■ **Extracted information**:
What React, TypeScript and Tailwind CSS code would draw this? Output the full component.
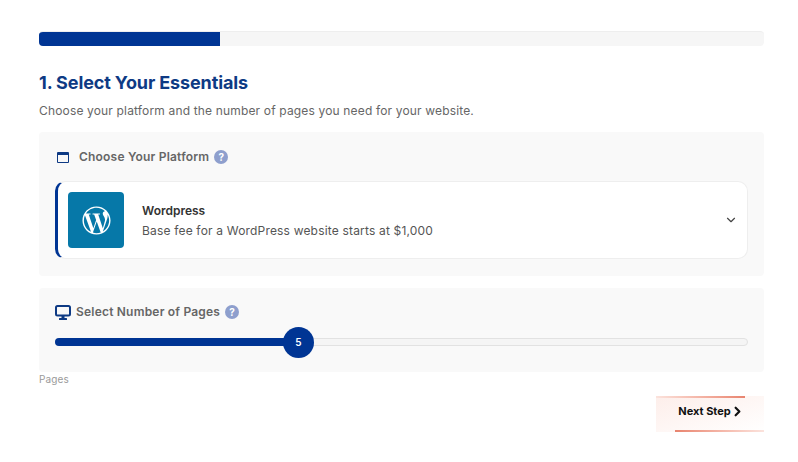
import { FaWordpressSimple } from "react-icons/fa";
import { ChevronDown, ChevronRight } from "lucide-react";

function Help() {
  return (
    <span className="flex h-[14px] w-[14px] items-center justify-center rounded-full bg-[#8e9fcd] text-[10px] font-bold text-white">
      ?
    </span>
  );
}

function DesktopIcon() {
  return (
    <svg viewBox="0 0 16 15" className="h-[15px] w-[16px] text-[#0e3a84]" fill="none">
      <rect x="1" y="1" width="14" height="9.5" rx="1.5" stroke="currentColor" strokeWidth="2" />
      <rect x="6.5" y="11" width="3" height="2.5" fill="currentColor" />
      <rect x="4" y="13" width="8" height="2" rx="0.5" fill="currentColor" />
    </svg>
  );
}

export default function App() {
  return (
    <div className="h-[462px] w-[798px] overflow-hidden bg-white pl-[39px] pr-[34px] pt-[31px] font-['Inter',sans-serif]">
      <div className="h-[15px] overflow-hidden rounded-[4px] border-t border-[#eeeeee] bg-[#f6f6f6]">
        <div className="-mt-px h-[15px] w-1/4 bg-[#003594]" />
      </div>

      <h2 className="mt-[26px] text-[18px] font-bold leading-[22px] tracking-[-0.12px] text-[#0e3a84]">
        1. Select Your Essentials
      </h2>
      <p className="mt-[8px] text-[12px] leading-[18px] tracking-[0.16px] text-[#666666]">
        Choose your platform and the number of pages you need for your website.
      </p>

      <section className="mt-[12px] h-[144px] rounded-[4px] bg-[#f9f9f9] pl-4 pr-4 pt-[16px]">
        <div className="flex h-[18px] items-center">
          <span className="ml-[2px] box-border h-[11px] w-[12px] rounded-[1px] border-[1.5px] border-t-[3px] border-[#0e3a84]" />
          <span className="ml-[10px] text-[12px] font-semibold tracking-[0.2px] text-[#666666]">
            Choose Your Platform
          </span>
          <span className="ml-[5px]">
            <Help />
          </span>
        </div>

        <div className="mt-[15px] flex h-[78px] items-center rounded-[10px] border border-[#eeeeee] border-l-[3px] border-l-[#003594] bg-white pl-[10px] pr-[10px]">
          <div className="flex h-[56px] w-[56px] items-center justify-center rounded-[4px] bg-[#0678a8]">
            <FaWordpressSimple className="h-[29px] w-[29px] text-white" />
          </div>
          <div className="ml-[18px] flex-1 pt-[2px]">
            <div className="text-[12px] font-semibold leading-[18px] text-[#333333]">Wordpress</div>
            <div className="mt-[2px] text-[12px] leading-[18px] tracking-[0.18px] text-[#555555]">
              Base fee for a WordPress website starts at $1,000
            </div>
          </div>
          <ChevronDown className="mr-[-1px] h-[14px] w-[14px] text-[#444444]" strokeWidth={2} />
        </div>
      </section>

      <section className="mt-[12px] h-[84px] rounded-[4px] bg-[#f9f9f9] pl-4 pr-4 pt-[15px]">
        <div className="flex h-[18px] items-center">
          <DesktopIcon />
          <span className="ml-[5px] text-[12px] font-semibold tracking-[0.2px] text-[#666666]">
            Select Number of Pages
          </span>
          <span className="ml-[5px]">
            <Help />
          </span>
        </div>

        <div className="relative mt-[17px] h-[8px] rounded-full border border-[#e2e2e2] bg-[#f5f5f5]">
          <div className="-m-px h-[8px] w-[35%] rounded-full bg-[#003594]" />
          <div className="absolute left-[227px] top-[-12px] flex h-[31px] w-[31px] items-center justify-center rounded-full bg-[#003594] text-[10px] font-semibold text-white">
            5
          </div>
        </div>
      </section>

      <div className="text-[10px] leading-[14px] tracking-[0.15px] text-[#9a9a9a]">Pages</div>

      <div className="flex justify-end">
        <button className="relative mt-[10px] flex h-[36px] w-[108px] items-center justify-center bg-gradient-to-br from-[#fdeeea] to-[#ffffff] pb-[5px] pl-[3px] text-[11px] font-bold text-[#111111]">
          <span className="absolute left-0 top-0 h-[2px] w-[89px] bg-gradient-to-r from-[#fbe3dd] to-[#e8846f]" />
          <span className="absolute bottom-0 right-0 h-[2px] w-[89px] bg-gradient-to-r from-[#e8846f] to-[#fbe3dd]" />
          Next Step
          <ChevronRight className="ml-[-1px] h-[15px] w-[15px]" strokeWidth={3.5} />
        </button>
      </div>
    </div>
  );
}
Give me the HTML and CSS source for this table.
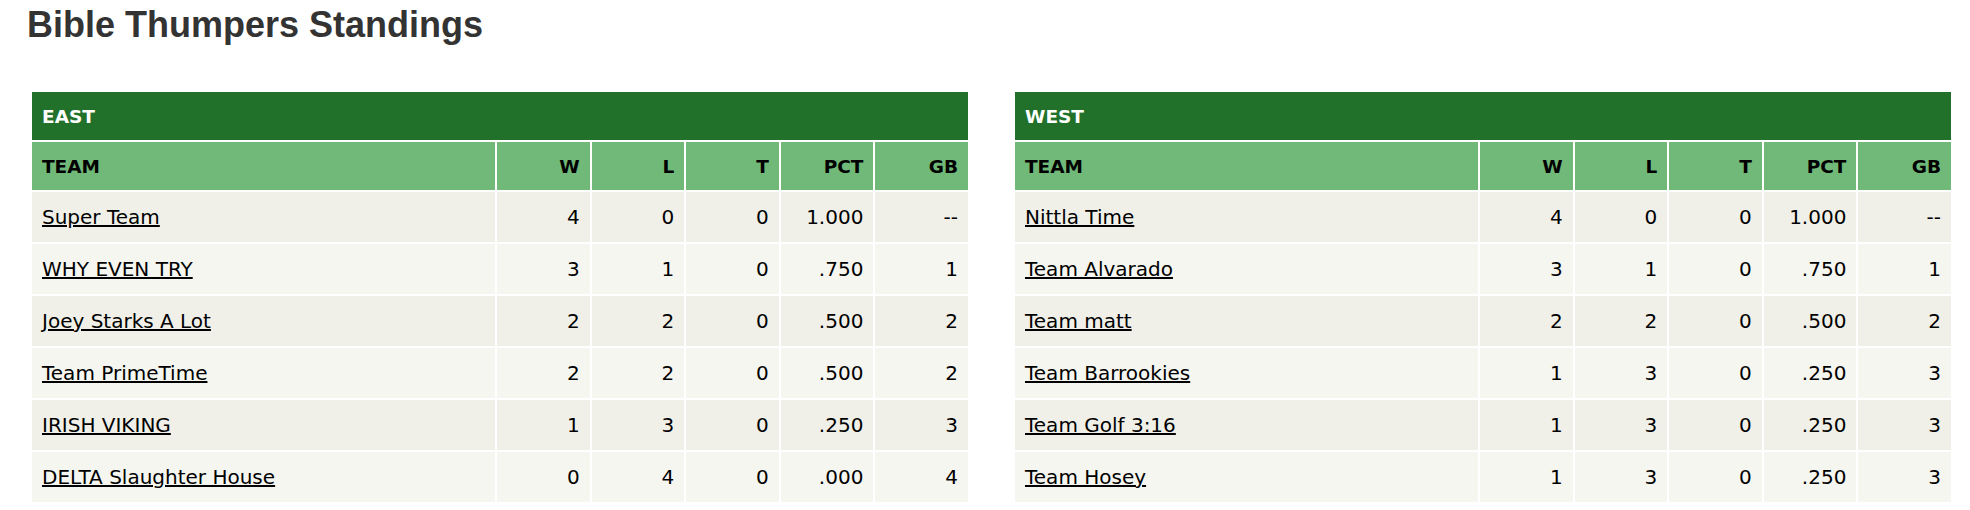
FILE: index.html
```html
<!DOCTYPE html>
<html lang="en">
<head>
<meta charset="utf-8">
<title>Bible Thumpers Standings</title>
<link rel="stylesheet" href="styles.css">
</head>
<body>
<div class="page">
  <h1 class="title">Bible Thumpers Standings</h1>
  <div class="divisions">
    <table class="standings">
      <colgroup>
        <col class="c-team"><col class="c-num"><col class="c-num"><col class="c-num"><col class="c-num"><col class="c-num">
      </colgroup>
      <thead>
        <tr class="div-row"><th colspan="6" class="div-name">EAST</th></tr>
        <tr class="col-row">
          <th class="left">TEAM</th><th>W</th><th>L</th><th>T</th><th>PCT</th><th>GB</th>
        </tr>
      </thead>
      <tbody>
        <tr><td class="left"><a href="#">Super Team</a></td><td>4</td><td>0</td><td>0</td><td>1.000</td><td>--</td></tr>
        <tr><td class="left"><a href="#">WHY EVEN TRY</a></td><td>3</td><td>1</td><td>0</td><td>.750</td><td>1</td></tr>
        <tr><td class="left"><a href="#">Joey Starks A Lot</a></td><td>2</td><td>2</td><td>0</td><td>.500</td><td>2</td></tr>
        <tr><td class="left"><a href="#">Team PrimeTime</a></td><td>2</td><td>2</td><td>0</td><td>.500</td><td>2</td></tr>
        <tr><td class="left"><a href="#">IRISH VIKING</a></td><td>1</td><td>3</td><td>0</td><td>.250</td><td>3</td></tr>
        <tr><td class="left"><a href="#">DELTA Slaughter House</a></td><td>0</td><td>4</td><td>0</td><td>.000</td><td>4</td></tr>
      </tbody>
    </table>
    <table class="standings">
      <colgroup>
        <col class="c-team"><col class="c-num"><col class="c-num"><col class="c-num"><col class="c-num"><col class="c-num">
      </colgroup>
      <thead>
        <tr class="div-row"><th colspan="6" class="div-name">WEST</th></tr>
        <tr class="col-row">
          <th class="left">TEAM</th><th>W</th><th>L</th><th>T</th><th>PCT</th><th>GB</th>
        </tr>
      </thead>
      <tbody>
        <tr><td class="left"><a href="#">Nittla Time</a></td><td>4</td><td>0</td><td>0</td><td>1.000</td><td>--</td></tr>
        <tr><td class="left"><a href="#">Team Alvarado</a></td><td>3</td><td>1</td><td>0</td><td>.750</td><td>1</td></tr>
        <tr><td class="left"><a href="#">Team matt</a></td><td>2</td><td>2</td><td>0</td><td>.500</td><td>2</td></tr>
        <tr><td class="left"><a href="#">Team Barrookies</a></td><td>1</td><td>3</td><td>0</td><td>.250</td><td>3</td></tr>
        <tr><td class="left"><a href="#">Team Golf 3:16</a></td><td>1</td><td>3</td><td>0</td><td>.250</td><td>3</td></tr>
        <tr><td class="left"><a href="#">Team Hosey</a></td><td>1</td><td>3</td><td>0</td><td>.250</td><td>3</td></tr>
      </tbody>
    </table>
  </div>
</div>
</body>
</html>
```

FILE: styles.css
```css
html, body {
  margin: 0;
  padding: 0;
  background: #ffffff;
}

.page {
  padding: 4px 17px 0 27px;
}

.title {
  margin: 0;
  font-family: "Liberation Sans", Arial, sans-serif;
  font-weight: bold;
  font-size: 36px;
  line-height: 42px;
  color: #333333;
}

.divisions {
  display: flex;
  gap: 43px;
  margin-top: 44px;
  padding-left: 3px;
}

.standings {
  width: 940px;
  flex: 0 0 940px;
  table-layout: fixed;
  border-collapse: separate;
  border-spacing: 2px;
  font-family: "DejaVu Sans", Verdana, sans-serif;
  color: #000000;
}

.c-team { width: 463px; }
.c-num { width: 92.6px; }

.standings th,
.standings td {
  padding: 0 10px;
  text-align: right;
  white-space: nowrap;
}

.standings .left {
  text-align: left;
}

.div-row th {
  height: 48px;
  background: #21712b;
  color: #ffffff;
  font-size: 18.5px;
  font-weight: bold;
  text-align: left;
}

.col-row th {
  height: 48px;
  background: #70b979;
  color: #000000;
  font-size: 18.5px;
  font-weight: bold;
}

.standings td {
  height: 50px;
  font-size: 20px;
  background: #f0f0e8;
}

.standings tbody tr:nth-child(even) td {
  background: #f6f6f0;
}

.standings a {
  color: #000000;
  text-decoration: underline;
}
```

■ **Set problem**: Copy out all lines that carry the word "this".

■ **Solved exercise**:
What React, TypeScript and Tailwind CSS code would draw this? Output the full component.
Give me the HTML and CSS source for this table.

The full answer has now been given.